When I listen to it now, it hits differently than it did years ago, but it still hits. That’s another mark of a truly great song. It grows with you. It doesn’t lock itself to one interpretation or one phase of your life. At different times, it can feel like a song about career stagnation, emotional disconnection, social alienation, or even identity. It’s flexible without being vague.

That’s something I don’t always get from Coldplay or The Beatles, as much as I respect them. Their songs often feel anchored to a particular emotional register or narrative frame. “Everybody’s Changing” feels more fluid. It adapts to where you are, which makes it feel personal in a way few songs manage.

I also think there’s something important about how unassuming the song is. It doesn’t announce itself as profound. It doesn’t carry the weight of being a generational anthem or a cultural touchstone. It just exists, quietly, waiting for you to find it when you need it. That humility is part of its strength.
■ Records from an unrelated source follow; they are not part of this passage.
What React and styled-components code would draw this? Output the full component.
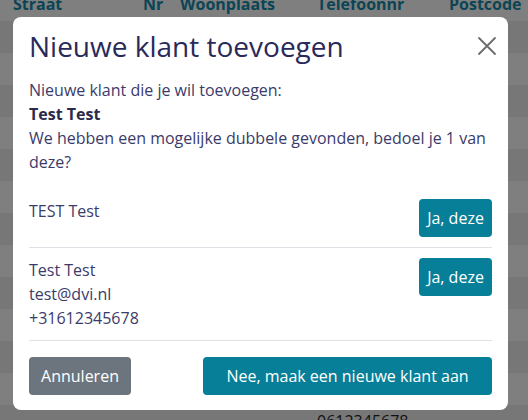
import React from "react";
import styled, { createGlobalStyle } from "styled-components";

const GlobalStyle = createGlobalStyle`
  html, body {
    margin: 0;
    padding: 0;
    background: #7f7f7f;
    font-family: "Open Sans", "Noto Sans", sans-serif;
    overflow: hidden;
  }
  * {
    box-sizing: border-box;
  }
`;

// achtergrond: de klantentabel achter de modal (al gedimd door de backdrop)
const Page = styled.div`
  position: relative;
  width: 528px;
  height: 420px;
  overflow: hidden;
  background: #7f7f7f;
`;

const Table = styled.div`
  margin-top: -12px;
`;

const TableRow = styled.div`
  display: grid;
  grid-template-columns: 130px 37px 137px 132px 1fr;
  padding-left: 13px;
  height: ${(p) => (p.$head ? "33px" : "32px")};
  padding-top: 4px;
  line-height: 24px;
  font-size: 16px;
  background: ${(p) => (p.$striped ? "#777777" : "#7f7f7f")};
  color: ${(p) => (p.$head ? "#0b4555" : "#111111")};
  font-weight: ${(p) => (p.$head ? 700 : 400)};
  white-space: nowrap;
`;

const Backdrop = styled.div`
  position: absolute;
  top: 0;
  left: 0;
  width: 528px;
  height: 420px;
  z-index: 10;
  padding: 17px 20px 0 13px;
`;

const Modal = styled.div`
  width: 495px;
  background: #ffffff;
  border-radius: 8px;
  display: flex;
  flex-direction: column;
`;

const Header = styled.div`
  display: flex;
  align-items: center;
  justify-content: space-between;
  padding: 12px 16px 0 16px;
`;

const Title = styled.h2`
  margin: 0;
  font-size: 28px;
  line-height: 34px;
  font-weight: 400;
  color: #2a2a5a;
`;

const CloseButton = styled.button`
  width: 26px;
  height: 26px;
  margin-right: -8px;
  padding: 0;
  border: 0;
  background: none;
  display: flex;
  align-items: center;
  justify-content: center;
  cursor: pointer;
`;

const Body = styled.div`
  padding: 15px 16px 0 16px;
  font-size: 16px;
  line-height: 24px;
  color: #3b3b6b;
`;

const Line = styled.div`
  font-weight: ${(p) => (p.$bold ? 700 : 400)};
  color: ${(p) => (p.$bold ? "#2a2a4a" : "inherit")};
`;

const List = styled.div`
  margin-top: 15px;
`;

const Match = styled.div`
  display: flex;
  justify-content: space-between;
  align-items: flex-start;
  padding: 10px 0;
  border-bottom: 1px solid #dee2e6;
`;

const Button = styled.button`
  width: ${(p) => p.$w}px;
  height: 38px;
  padding: 0;
  border: 0;
  border-radius: 4px;
  background: ${(p) => (p.$grey ? "#6c757d" : "#087f99")};
  color: #ffffff;
  font-family: inherit;
  font-size: 16px;
  line-height: 24px;
  cursor: pointer;
`;

const Footer = styled.div`
  display: flex;
  justify-content: space-between;
  align-items: center;
  padding: 16px 16px 15px 16px;
`;

// alleen de onderste rij komt onder de modal uit
const rows = Array.from({ length: 13 }, (_, i) => ({
  tel: i === 12 ? "0612345678" : "",
}));

const matches = [
  { id: 1, lines: ["TEST Test"] },
  { id: 2, lines: ["Test Test", "test@dvi.nl", "+31612345678"] },
];

function CloseIcon() {
  return (
    <svg width="20" height="20" viewBox="0 0 20 20" fill="none">
      <path d="M2 2 L18 18 M18 2 L2 18" stroke="#6b6b6b" strokeWidth="1.8" strokeLinecap="round" />
    </svg>
  );
}

export default function App() {
  return (
    <>
      <GlobalStyle />
      <Page>
        <Table>
          <TableRow $head>
            <span>Straat</span>
            <span>Nr</span>
            <span>Woonplaats</span>
            <span>Telefoonnr</span>
            <span>Postcode</span>
          </TableRow>
          {rows.map((r, i) => (
            <TableRow key={i} $striped={i % 2 === 0}>
              <span />
              <span />
              <span />
              <span>{r.tel}</span>
              <span />
            </TableRow>
          ))}
        </Table>

        <Backdrop>
          <Modal>
            <Header>
              <Title>Nieuwe klant toevoegen</Title>
              <CloseButton aria-label="Sluiten">
                <CloseIcon />
              </CloseButton>
            </Header>
            <Body>
              <Line>Nieuwe klant die je wil toevoegen:</Line>
              <Line $bold>Test Test</Line>
              <Line>We hebben een mogelijke dubbele gevonden, bedoel je 1 van deze?</Line>
              <List>
                {matches.map((m) => (
                  <Match key={m.id}>
                    <div>
                      {m.lines.map((l) => (
                        <Line key={l}>{l}</Line>
                      ))}
                    </div>
                    <Button $w={73}>Ja, deze</Button>
                  </Match>
                ))}
              </List>
            </Body>
            <Footer>
              <Button $grey $w={102}>Annuleren</Button>
              <Button $w={289}>Nee, maak een nieuwe klant aan</Button>
            </Footer>
          </Modal>
        </Backdrop>
      </Page>
    </>
  );
}
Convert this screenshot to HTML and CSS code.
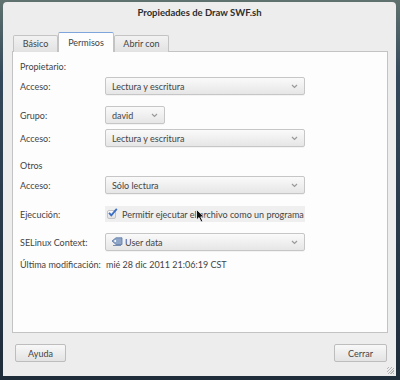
FILE: index.html
```html
<!DOCTYPE html>
<html lang="es">
<head>
<meta charset="utf-8">
<title>Propiedades de Draw SWF.sh</title>
<link rel="stylesheet" href="styles.css">
</head>
<body>
<div class="window">
  <div class="titlebar">Propiedades de Draw SWF.sh</div>
  <div class="tabs">
    <div class="tab t1">Básico</div>
    <div class="tab t2 active">Permisos</div>
    <div class="tab t3">Abrir con</div>
  </div>
  <div class="panel">
    <div class="section">Propietario:</div>
    <div class="row r1">
      <span class="label">Acceso:</span>
      <div class="combo wide"><span>Lectura y escritura</span><svg class="chev" width="7" height="5" viewBox="0 0 7 5"><path d="M1 1 L3.5 3.5 L6 1" fill="none" stroke="#9a9a9a" stroke-width="1.2"/></svg></div>
    </div>
    <div class="row r2">
      <span class="label">Grupo:</span>
      <div class="combo narrow"><span>david</span><svg class="chev" width="7" height="5" viewBox="0 0 7 5"><path d="M1 1 L3.5 3.5 L6 1" fill="none" stroke="#9a9a9a" stroke-width="1.2"/></svg></div>
    </div>
    <div class="row r3">
      <span class="label">Acceso:</span>
      <div class="combo wide"><span>Lectura y escritura</span><svg class="chev" width="7" height="5" viewBox="0 0 7 5"><path d="M1 1 L3.5 3.5 L6 1" fill="none" stroke="#9a9a9a" stroke-width="1.2"/></svg></div>
    </div>
    <div class="section s2">Otros</div>
    <div class="row r4">
      <span class="label">Acceso:</span>
      <div class="combo wide"><span>Sólo lectura</span><svg class="chev" width="7" height="5" viewBox="0 0 7 5"><path d="M1 1 L3.5 3.5 L6 1" fill="none" stroke="#9a9a9a" stroke-width="1.2"/></svg></div>
    </div>
    <div class="row r5">
      <span class="label">Ejecución:</span>
      <div class="check">
        <span class="box"><svg width="11" height="10" viewBox="0 0 11 10"><path d="M2 4.8 L4.3 7.4 L9.8 0.8" fill="none" stroke="#3b6fc4" stroke-width="1.8"/></svg></span>
        <span class="ctext">Permitir ejecutar el archivo como un programa</span>
        <svg class="cursor" width="10" height="14" viewBox="0 0 10 14"><path d="M0.5 0.5 L0.5 11 L3 8.6 L5 13 L6.8 12.2 L4.8 7.9 L8.3 7.9 Z" fill="#111" stroke="#fff" stroke-width="0.8"/></svg>
      </div>
    </div>
    <div class="row r6">
      <span class="label">SELinux Context:</span>
      <div class="combo wide"><span class="ic"><svg width="12" height="10" viewBox="0 0 12 10"><path d="M1 4 L5 0.8 L11 0.8 L11 7.5 L5 7.5 Z" fill="#8fa6c8" stroke="#5a77a3" stroke-width="0.8"/><circle cx="4.2" cy="4.1" r="1" fill="#fff"/><path d="M2 8.5 L10 8.5" stroke="#7a8fb0" stroke-width="1"/></svg></span><span>User data</span><svg class="chev" width="7" height="5" viewBox="0 0 7 5"><path d="M1 1 L3.5 3.5 L6 1" fill="none" stroke="#9a9a9a" stroke-width="1.2"/></svg></div>
    </div>
    <div class="row r7">
      <span class="label">Última modificación:</span>
      <span class="value">mié 28 dic 2011 21:06:19 CST</span>
    </div>
  </div>
  <div class="buttons">
    <div class="btn b1">Ayuda</div>
    <div class="btn b2">Cerrar</div>
  </div>
  <div class="grip"></div>
</div>
</body>
</html>
```

FILE: styles.css
```css
html, body {
  margin: 0;
  padding: 0;
}
body {
  width: 400px;
  height: 380px;
  overflow: hidden;
  background: linear-gradient(180deg, #5f726f 0%, #33485a 20%, #1f2c3a 100%);
  font-family: "Lato", "DejaVu Sans", sans-serif;
  font-size: 9px;
  color: #444;
  white-space: nowrap;
}
.window {
  position: relative;
  margin: 2px 0 0 3px;
  width: 393px;
  height: 374px;
  background: #ededed;
  border-radius: 4px 4px 0 0;
  display: flex;
  flex-direction: column;
  box-sizing: border-box;
}
.titlebar {
  height: 22px;
  line-height: 22px;
  text-align: center;
  font-weight: bold;
  color: #2e2e2e;
  font-size: 9.5px;
}
.tabs {
  display: flex;
  align-items: flex-end;
  height: 28px;
  padding-left: 10px;
  position: relative;
  z-index: 1;
  margin-bottom: -1px;
}
.tab {
  height: 17px;
  line-height: 16px;
  box-sizing: border-box;
  border: 1px solid #c3c3c3;
  border-bottom: none;
  background: linear-gradient(180deg, #f2f2f2, #e2e2e2);
  border-radius: 2px 2px 0 0;
  text-align: center;
}
.t1 { width: 45px; }
.t2 { width: 56px; }
.t3 { width: 55px; }
.tab.active {
  height: 20px;
  line-height: 19px;
  background: #fdfdfd;
  border-top: 1px solid #7fa6dc;
}
.panel {
  margin: 0 8px 0 9px;
  height: 282px;
  box-sizing: border-box;
  border: 1px solid #c3c3c3;
  background: #fdfdfd;
  padding: 8px 7px;
  display: flex;
  flex-direction: column;
}
.section {
  height: 14px;
  line-height: 14px;
}
.s2 { margin-top: 12px; }
.row {
  display: flex;
  align-items: center;
  height: 18px;
}
.r1 { margin-top: 3px; }
.r2 { margin-top: 11px; }
.r3 { margin-top: 5px; }
.r4 { margin-top: 3px; }
.r5 { margin-top: 12px; height: 16px; }
.r6 { margin-top: 11px; }
.r7 { margin-top: 6px; height: 14px; }
.label {
  width: 85px;
  flex: none;
}
.combo {
  height: 18px;
  box-sizing: border-box;
  border: 1px solid #c6c6c6;
  border-radius: 2px;
  background: linear-gradient(180deg, #fafafa 0%, #e6e6e6 100%);
  display: flex;
  align-items: center;
  padding: 0 6px;
  box-shadow: 0 1px 0 rgba(0,0,0,0.04);
}
.combo.wide { width: 200px; }
.combo.narrow { width: 60px; }
.chev {
  margin-left: auto;
}
.ic {
  display: inline-flex;
  margin-right: 2px;
  margin-left: -1px;
}
.check {
  position: relative;
  display: flex;
  align-items: center;
  height: 16px;
  width: 200px;
  background: #efefef;
  padding-left: 2px;
  box-sizing: border-box;
}
.box {
  position: relative;
  width: 9px;
  height: 9px;
  box-sizing: border-box;
  border: 1px solid #c4c4c4;
  border-radius: 2px;
  background: linear-gradient(180deg, #fafafa, #e2e2e2);
  margin-right: 6px;
}
.box svg {
  position: absolute;
  left: -1px;
  top: -3px;
}
.cursor {
  position: absolute;
  left: 91px;
  top: 3px;
}
.value {
  padding-left: 1px;
}
.buttons {
  display: flex;
  justify-content: space-between;
  padding: 11px 9px 0 12px;
}
.btn {
  height: 18px;
  line-height: 17px;
  box-sizing: border-box;
  text-align: center;
  border: 1px solid #bdbdbd;
  border-radius: 2px;
  background: linear-gradient(180deg, #f8f8f8, #e3e3e3);
}
.b1 { width: 51px; }
.b2 { width: 53px; }
.grip {
  position: absolute;
  right: 2px;
  bottom: 2px;
  width: 7px;
  height: 7px;
  background: repeating-linear-gradient(135deg, transparent 0 1px, #b5b5b5 1px 2px);
}
```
In a music landscape that often rewards spectacle, volume, and immediacy, “Everybody’s Changing” feels almost radical in its restraint. It trusts the listener. It trusts silence. It trusts that a simple truth, delivered sincerely, is enough.

That’s why it’s my favorite Keane song. That’s why I think it stands above so much pop music, and why, in my own emotional hierarchy, it sometimes resonates more deeply than songs by bands who are objectively more famous or influential. It doesn’t need to be bigger than life. It just needs to be real.

And sometimes, when everybody’s changing, that’s exactly what you need to hear.